How stuff is resolved

Kevin Darcy kcd at daimlerchrysler.com
Tue Jan 30 02:54:39 UTC 2001


Kingsley Tart wrote:

> Is this right?
>
> eg. I want to send Email to fred at company.com, I presume this is what
> happens:
>
> 1. resolver asks ?.root-servers.net for NS record for "com."
> 2. resolver asks results of (1) for NS record of "company.com."
> 3. resolver asks results of (2) for MX record of "company.com."
> etc

More like:

1. resolver asks ?.root-servers.net for "company.com" MX record
2. based on the NS and A records in Authority and Additional Sections of the
response, resolver asks a "com" server for "company.com" MX record
3. based on the NS and A records in Authority and Additional Sections of the
response, resolver asks a "company.com" server for "company.com" MX record.

Note however that this is the sequence *only* when the resolver has no
relevant referral information cached at all. If referral information is
cached, then some of the steps can be skipped. Also, if the resolver gets
NS records in the Authority Section of a response with no matching A records
in the Additional Section, it may have to generate some interstitial queries
to resolve those A records.

Note also that in Step 3, if the response from the authoritative
"company.com" nameserver includes NS records in the Authority Section, then
those NS'es will *override* the NS records obtained in Step 2. This is because
NS'es from an authoritative server are considered more "credible" than
NS records obtained from a higher-level server's referral. In effect, though,
people often screw up the NS records in their zones, or those NS records drift
out of synch with the delegation NS recoreds, with the result that what is
considered more "credible" isn't necessarily more *reasonable*.
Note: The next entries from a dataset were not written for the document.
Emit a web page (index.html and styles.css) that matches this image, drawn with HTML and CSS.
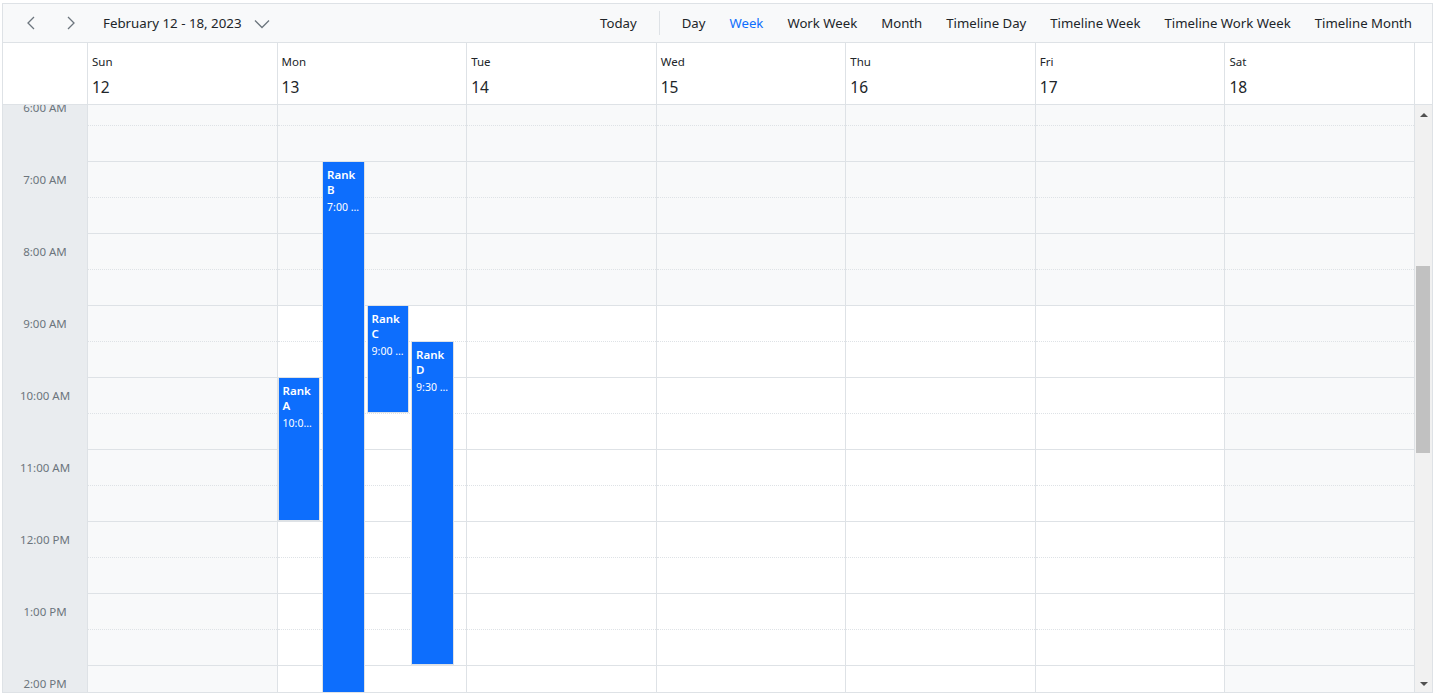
FILE: index.html
```html
<!DOCTYPE html>
<html lang="en">
<head>
  <meta charset="UTF-8" />
  <meta name="viewport" content="width=device-width, initial-scale=1" />
  <title>Schedule - Week</title>
  <link rel="stylesheet" href="styles.css">
</head>
<body>
  <div class="schedule">
    <div class="toolbar">
      <div class="tb-left">
        <button class="nav-btn" title="Previous">
          <svg width="10" height="14" viewBox="0 0 10 14"><path d="M8 1 L2 7 L8 13" /></svg>
        </button>
        <button class="nav-btn" title="Next">
          <svg width="10" height="14" viewBox="0 0 10 14"><path d="M2 1 L8 7 L2 13" /></svg>
        </button>
        <button class="date-range">
          February 12 - 18, 2023
          <svg width="16" height="10" viewBox="0 0 16 10"><path d="M1 1.5 L8 8.5 L15 1.5" /></svg>
        </button>
      </div>
      <div class="tb-right">
        <button class="tb-item">Today</button>
        <span class="tb-sep"></span>
        <button class="tb-item">Day</button>
        <button class="tb-item active">Week</button>
        <button class="tb-item">Work Week</button>
        <button class="tb-item">Month</button>
        <button class="tb-item">Timeline Day</button>
        <button class="tb-item">Timeline Week</button>
        <button class="tb-item">Timeline Work Week</button>
        <button class="tb-item">Timeline Month</button>
      </div>
    </div>

    <div class="header-row">
      <div class="corner"></div>
      <div class="date-header">
        <div class="date-cell"><div class="day-name">Sun</div><div class="day-num">12</div></div>
        <div class="date-cell"><div class="day-name">Mon</div><div class="day-num">13</div></div>
        <div class="date-cell"><div class="day-name">Tue</div><div class="day-num">14</div></div>
        <div class="date-cell"><div class="day-name">Wed</div><div class="day-num">15</div></div>
        <div class="date-cell"><div class="day-name">Thu</div><div class="day-num">16</div></div>
        <div class="date-cell"><div class="day-name">Fri</div><div class="day-num">17</div></div>
        <div class="date-cell"><div class="day-name">Sat</div><div class="day-num">18</div></div>
      </div>
      <div class="header-gap"></div>
    </div>

    <div class="content">
      <div class="time-col"><div class="scroll-inner" id="times"></div></div>
      <div class="days"><div class="day-grid scroll-inner" id="grid"></div></div>
      <div class="scrollbar">
        <div class="sb-btn up"><span class="arrow-up"></span></div>
        <div class="sb-track"><div class="sb-thumb"></div></div>
        <div class="sb-btn down"><span class="arrow-down"></span></div>
      </div>
    </div>
  </div>

  <script>
    // first visible hour and last rendered hour
    const FIRST = 6, LAST = 14, HOUR = 72;
    const timesDiv = document.getElementById('times');
    const grid = document.getElementById('grid');

    const events = [
      { subject: 'Rank A', time: '10:00 AM - 12:00 PM', start: 10, end: 12, lane: 0 },
      { subject: 'Rank B', time: '7:00 AM - 3:00 PM', start: 7, end: 15, lane: 1 },
      { subject: 'Rank C', time: '9:00 AM - 10:30 AM', start: 9, end: 10.5, lane: 2 },
      { subject: 'Rank D', time: '9:30 AM - 2:00 PM', start: 9.5, end: 14, lane: 3 }
    ];

    for (let h = FIRST; h <= LAST; h++) {
      const cell = document.createElement('div');
      cell.className = 'time-cell';
      const label = document.createElement('div');
      label.className = 'time-label';
      label.textContent = (h % 12 || 12) + ':00 ' + (h < 12 ? 'AM' : 'PM');
      cell.appendChild(label);
      timesDiv.appendChild(cell);
    }

    for (let d = 0; d < 7; d++) {
      const col = document.createElement('div');
      col.className = 'day-col';
      for (let h = FIRST; h <= LAST; h++) {
        for (let half = 0; half < 2; half++) {
          const slot = document.createElement('div');
          slot.className = 'slot' + (half ? ' half' : '');
          if (d === 0 || d === 6 || h < 9 || h >= 18) slot.className += ' off';
          col.appendChild(slot);
        }
      }
      if (d === 1) {
        events.forEach(ev => {
          const box = document.createElement('div');
          box.className = 'appt';
          box.style.top = ((ev.start - FIRST) * HOUR) + 'px';
          box.style.height = ((ev.end - ev.start) * HOUR) + 'px';
          box.style.left = (ev.lane * 23.6) + '%';
          box.innerHTML = '<div class="appt-subject">' + ev.subject + '</div>' +
                          '<div class="appt-time">' + ev.time + '</div>';
          col.appendChild(box);
        });
      }
      grid.appendChild(col);
    }
  </script>
</body>
</html>
```

FILE: styles.css
```css
* {
  box-sizing: border-box;
}
body {
  margin: 0;
  font-family: "Noto Sans", "Open Sans", sans-serif;
  color: #212529;
  background: #fff;
}
button {
  font-family: inherit;
  color: inherit;
  background: none;
  border: none;
  cursor: pointer;
  padding: 0;
}
.schedule {
  margin: 3px 1px 0 2px;
  height: 690px;
  border: 1px solid #dee2e6;
  display: flex;
  flex-direction: column;
}

/* toolbar */
.toolbar {
  height: 39px;
  flex: none;
  background: #f8f9fa;
  border-bottom: 1px solid #dee2e6;
  display: flex;
  align-items: center;
  justify-content: space-between;
}
.tb-left {
  display: flex;
  align-items: center;
  height: 100%;
  padding-left: 8px;
}
.nav-btn {
  width: 40px;
  height: 100%;
  display: flex;
  align-items: center;
  justify-content: center;
}
.nav-btn svg path, .date-range svg path {
  fill: none;
  stroke: #6c757d;
  stroke-width: 1.3;
}
.date-range {
  height: 100%;
  padding: 0 12px;
  font-size: 13.3px;
  display: flex;
  align-items: center;
  gap: 12px;
}
.date-range svg {
  margin-top: 1px;
}
.tb-right {
  display: flex;
  align-items: center;
  height: 100%;
  padding-right: 8px;
}
.tb-item {
  height: 100%;
  padding: 0 12px;
  font-size: 13.2px;
  color: #212529;
}
.tb-item.active {
  color: #0d6efd;
}
.tb-sep {
  width: 1px;
  height: 24px;
  background: #dee2e6;
  margin: 0 10px;
}

/* date header */
.header-row {
  height: 62px;
  flex: none;
  display: flex;
  border-bottom: 1px solid #dee2e6;
}
.corner {
  width: 85px;
  flex: none;
  border-right: 1px solid #dee2e6;
}
.date-header {
  flex: 1;
  display: grid;
  grid-template-columns: repeat(7, 1fr);
}
.date-cell {
  border-right: 1px solid #dee2e6;
  padding: 10px 0 0 4px;
}
.day-name {
  font-size: 11.5px;
  line-height: 18px;
}
.day-num {
  font-size: 15.5px;
  line-height: 22px;
  margin-top: 5px;
}
.header-gap {
  width: 17px;
  flex: none;
}

/* content */
.content {
  flex: 1;
  min-height: 0;
  display: flex;
  overflow: hidden;
}
.scroll-inner {
  margin-top: -16px;
}
.time-col {
  width: 85px;
  flex: none;
  background: #e9ecef;
  border-right: 1px solid #dee2e6;
  overflow: hidden;
}
.time-cell {
  height: 72px;
}
.time-label {
  height: 37px;
  line-height: 37px;
  text-align: center;
  font-size: 11.5px;
  color: #6c757d;
}
.days {
  flex: 1;
  overflow: hidden;
}
.day-grid {
  display: grid;
  grid-template-columns: repeat(7, 1fr);
}
.day-col {
  position: relative;
  border-right: 1px solid #dee2e6;
}
.slot {
  height: 36px;
  border-top: 1px solid #dee2e6;
  background: #fff;
}
.slot.half {
  border-top: 1px dotted #dee2e6;
}
.slot.off {
  background: #f8f9fa;
}

/* appointments */
.appt {
  position: absolute;
  width: calc(23.6% - 2px);
  background: #0d6efd;
  border: 1px solid #dee2e6;
  color: #fff;
  padding: 5px 4px;
  overflow: hidden;
}
.appt-subject {
  font-size: 11.5px;
  font-weight: 600;
  line-height: 15px;
}
.appt-time {
  font-size: 10.5px;
  line-height: 15px;
  margin-top: 3px;
  white-space: nowrap;
  overflow: hidden;
  text-overflow: ellipsis;
}

/* scrollbar */
.scrollbar {
  width: 17px;
  flex: none;
  background: #f1f1f1;
  display: flex;
  flex-direction: column;
}
.sb-btn {
  height: 17px;
  flex: none;
  display: flex;
  justify-content: center;
  align-items: center;
}
.sb-btn.up {
  padding-top: 3px;
}
.arrow-up {
  border-left: 4px solid transparent;
  border-right: 4px solid transparent;
  border-bottom: 4px solid #505050;
}
.arrow-down {
  border-left: 4px solid transparent;
  border-right: 4px solid transparent;
  border-top: 4px solid #505050;
}
.sb-track {
  flex: 1;
}
.sb-thumb {
  margin: 144px 2px 0 1px;
  height: 187px;
  background: #c1c1c1;
}
```
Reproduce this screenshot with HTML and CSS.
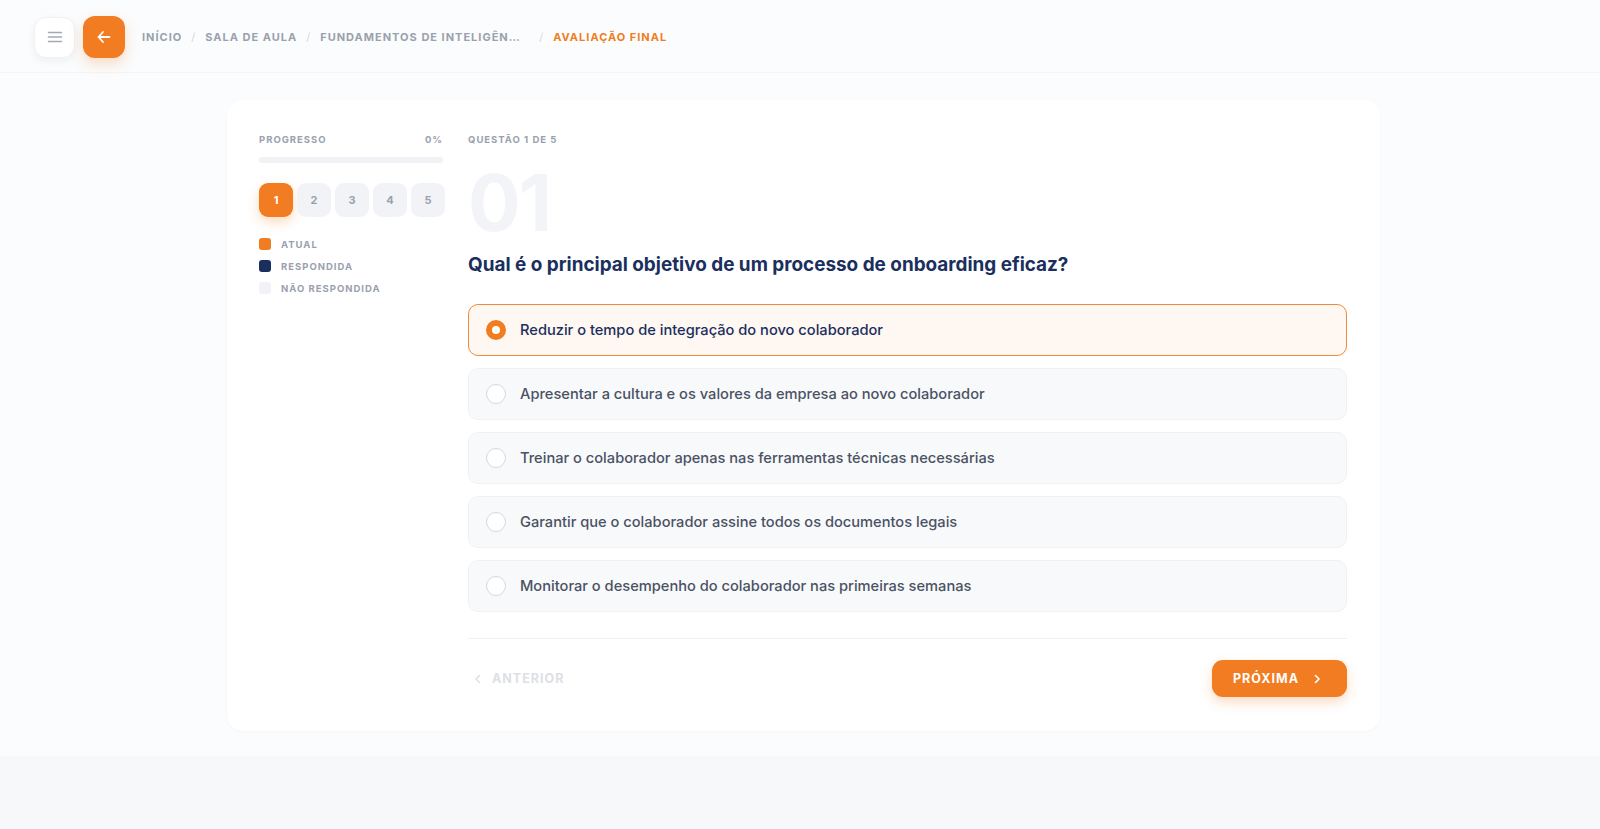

> I have a problem with a mail server rejecting mail from addresses where it
> can't find the MX records for a domain where they actually do exist. If I
> telnet in to the mail server box and do "host -t mx domain.com" a few times
> so that it finds it, the mail server then accepts the mail from that domain
> because the local DNS has how cached the records.
>
> This is causing us a big problem! Any help would be appreciated ...

A lot of folks out there have screwed up their DNS, and this means it can
sometimes take an excessive amount of time to resolve MX records. Add to this
the fact that BIND 8 lacks "query restart" (which basically means that in some
pathological situations, it just gives up on a query it has partially
resolved, hoping that the client will keep retrying and eventually it'll be
able to resolve it fully), and the fact that sendmail's resolver subsystem has
typically been a "black box" (of course I don't know whether you're using
sendmail or some other mail software), and the phenomenon you describe is
hardly surprising. Oftentimes mailers just give up before the MX record
resolves. As you have seen, you can force the MX record into the cache by
issuing a bunch of queries, and then the mail server can look up the MX record
just fine for a while, but this is hardly a reasonable long-term strategy.

If you're running sendmail 8.10.1 or later, or are willing to upgrade, try
tweaking the various Timeout.resolver settings in your config. Also, you might
want to consider running BIND 9.1, which supposedly has query restart and
should therefore be able to better deal with partial responses from other
nameservers without requiring retries from the client.